» TASK DIRECTIONS: All of the lines below are to be printed again exactly; images are excluded from the output.
>> begin
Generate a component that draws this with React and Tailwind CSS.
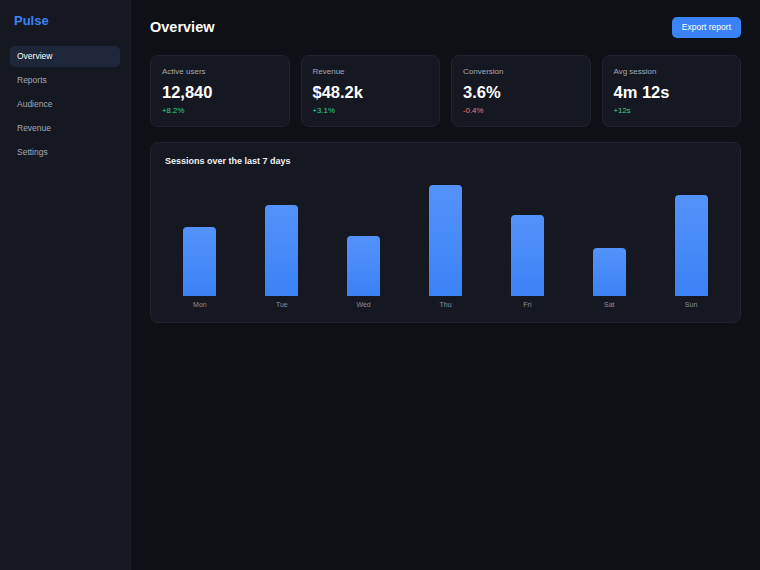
import React from "react";

const nav = ["Overview", "Reports", "Audience", "Revenue", "Settings"];

const stats = [
  { label: "Active users", value: "12,840", delta: "+8.2%", up: true },
  { label: "Revenue", value: "$48.2k", delta: "+3.1%", up: true },
  { label: "Conversion", value: "3.6%", delta: "-0.4%", up: false },
  { label: "Avg session", value: "4m 12s", delta: "+12s", up: true },
];

const days = [
  { day: "Mon", h: 69 },
  { day: "Tue", h: 91 },
  { day: "Wed", h: 60 },
  { day: "Thu", h: 111 },
  { day: "Fri", h: 81 },
  { day: "Sat", h: 48 },
  { day: "Sun", h: 101 },
];

export default function App() {
  return (
    <div
      className="flex h-[570px] w-[760px] bg-[#0f1015] text-white"
      style={{ fontFamily: '"Liberation Sans", Arial, sans-serif' }}
    >
      <aside className="flex w-[131px] shrink-0 flex-col border-r border-[#1c1e27] bg-[#161821] px-[10px] pt-[13px]">
        <div className="px-[4px] text-[13px] font-bold leading-[16px] text-[#3b82f6]">Pulse</div>
        <nav className="mt-[17px] flex flex-col gap-[3px]">
          {nav.map((n, i) => (
            <div
              key={n}
              className={
                i === 0
                  ? "flex h-[21px] items-center rounded-[5px] bg-[#1e263a] px-[7px] text-[8.5px] text-white"
                  : "flex h-[21px] items-center rounded-[5px] px-[7px] text-[8.5px] text-[#a3a8b4]"
              }
            >
              {n}
            </div>
          ))}
        </nav>
      </aside>

      <main className="flex-1 px-[19px] pt-[16px]">
        <div className="flex h-[22px] items-center justify-between">
          <h1 className="text-[14.5px] font-bold leading-[18px]">Overview</h1>
          <button className="h-[21px] rounded-[5px] bg-[#3b82f6] px-[10px] text-[8.5px] leading-[21px] text-white">
            Export report
          </button>
        </div>

        <div className="mt-[17px] grid grid-cols-4 gap-[11px]">
          {stats.map((s) => (
            <div
              key={s.label}
              className="h-[72px] rounded-[8px] border border-[#1f2230] bg-[#161821] px-[11px] pt-[11px]"
            >
              <div className="text-[8px] leading-[10px] text-[#a3a8b4]">{s.label}</div>
              <div className="mt-[5px] text-[16.5px] font-bold leading-[20px]">{s.value}</div>
              <div
                className={
                  s.up
                    ? "mt-[4px] text-[7.8px] leading-[10px] text-[#34d399]"
                    : "mt-[4px] text-[7.8px] leading-[10px] text-[#f87171]"
                }
              >
                {s.delta}
              </div>
            </div>
          ))}
        </div>

        <section className="mt-[15px] rounded-[8px] border border-[#1f2230] bg-[#161821] px-[14px] pb-[12px] pt-[12px]">
          <h2 className="text-[9px] font-bold leading-[12px] text-[#eef0f4]">Sessions over the last 7 days</h2>
          <div className="mt-[17px] flex h-[112px] items-end gap-[12px]">
            {days.map((d) => (
              <div key={d.day} className="flex flex-1 flex-col items-center">
                <div
                  className="w-[33px] rounded-t-[4px] bg-gradient-to-b from-[#5392fa] to-[#3b82f6]"
                  style={{ height: d.h }}
                />
              </div>
            ))}
          </div>
          <div className="mt-[4px] flex gap-[12px]">
            {days.map((d) => (
              <div key={d.day} className="flex-1 text-center text-[7px] leading-[10px] text-[#8a8f9c]">
                {d.day}
              </div>
            ))}
          </div>
        </section>
      </main>
    </div>
  );
}
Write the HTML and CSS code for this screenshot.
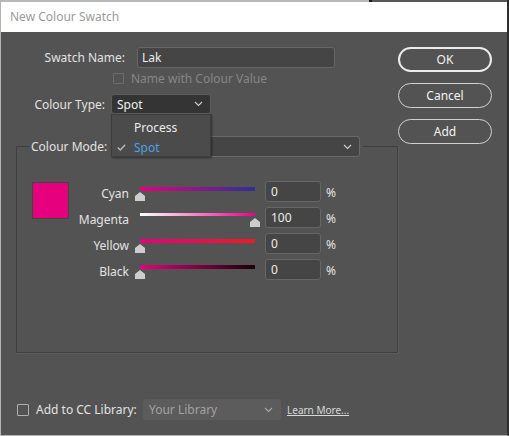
>> end
» EXPECTED ANSWER:
Generate a component that draws this with React and Tailwind CSS.
import React from "react";

const nav = ["Overview", "Reports", "Audience", "Revenue", "Settings"];

const stats = [
  { label: "Active users", value: "12,840", delta: "+8.2%", up: true },
  { label: "Revenue", value: "$48.2k", delta: "+3.1%", up: true },
  { label: "Conversion", value: "3.6%", delta: "-0.4%", up: false },
  { label: "Avg session", value: "4m 12s", delta: "+12s", up: true },
];

const days = [
  { day: "Mon", h: 69 },
  { day: "Tue", h: 91 },
  { day: "Wed", h: 60 },
  { day: "Thu", h: 111 },
  { day: "Fri", h: 81 },
  { day: "Sat", h: 48 },
  { day: "Sun", h: 101 },
];

export default function App() {
  return (
    <div
      className="flex h-[570px] w-[760px] bg-[#0f1015] text-white"
      style={{ fontFamily: '"Liberation Sans", Arial, sans-serif' }}
    >
      <aside className="flex w-[131px] shrink-0 flex-col border-r border-[#1c1e27] bg-[#161821] px-[10px] pt-[13px]">
        <div className="px-[4px] text-[13px] font-bold leading-[16px] text-[#3b82f6]">Pulse</div>
        <nav className="mt-[17px] flex flex-col gap-[3px]">
          {nav.map((n, i) => (
            <div
              key={n}
              className={
                i === 0
                  ? "flex h-[21px] items-center rounded-[5px] bg-[#1e263a] px-[7px] text-[8.5px] text-white"
                  : "flex h-[21px] items-center rounded-[5px] px-[7px] text-[8.5px] text-[#a3a8b4]"
              }
            >
              {n}
            </div>
          ))}
        </nav>
      </aside>

      <main className="flex-1 px-[19px] pt-[16px]">
        <div className="flex h-[22px] items-center justify-between">
          <h1 className="text-[14.5px] font-bold leading-[18px]">Overview</h1>
          <button className="h-[21px] rounded-[5px] bg-[#3b82f6] px-[10px] text-[8.5px] leading-[21px] text-white">
            Export report
          </button>
        </div>

        <div className="mt-[17px] grid grid-cols-4 gap-[11px]">
          {stats.map((s) => (
            <div
              key={s.label}
              className="h-[72px] rounded-[8px] border border-[#1f2230] bg-[#161821] px-[11px] pt-[11px]"
            >
              <div className="text-[8px] leading-[10px] text-[#a3a8b4]">{s.label}</div>
              <div className="mt-[5px] text-[16.5px] font-bold leading-[20px]">{s.value}</div>
              <div
                className={
                  s.up
                    ? "mt-[4px] text-[7.8px] leading-[10px] text-[#34d399]"
                    : "mt-[4px] text-[7.8px] leading-[10px] text-[#f87171]"
                }
              >
                {s.delta}
              </div>
            </div>
          ))}
        </div>

        <section className="mt-[15px] rounded-[8px] border border-[#1f2230] bg-[#161821] px-[14px] pb-[12px] pt-[12px]">
          <h2 className="text-[9px] font-bold leading-[12px] text-[#eef0f4]">Sessions over the last 7 days</h2>
          <div className="mt-[17px] flex h-[112px] items-end gap-[12px]">
            {days.map((d) => (
              <div key={d.day} className="flex flex-1 flex-col items-center">
                <div
                  className="w-[33px] rounded-t-[4px] bg-gradient-to-b from-[#5392fa] to-[#3b82f6]"
                  style={{ height: d.h }}
                />
              </div>
            ))}
          </div>
          <div className="mt-[4px] flex gap-[12px]">
            {days.map((d) => (
              <div key={d.day} className="flex-1 text-center text-[7px] leading-[10px] text-[#8a8f9c]">
                {d.day}
              </div>
            ))}
          </div>
        </section>
      </main>
    </div>
  );
}
Write the HTML and CSS code for this screenshot.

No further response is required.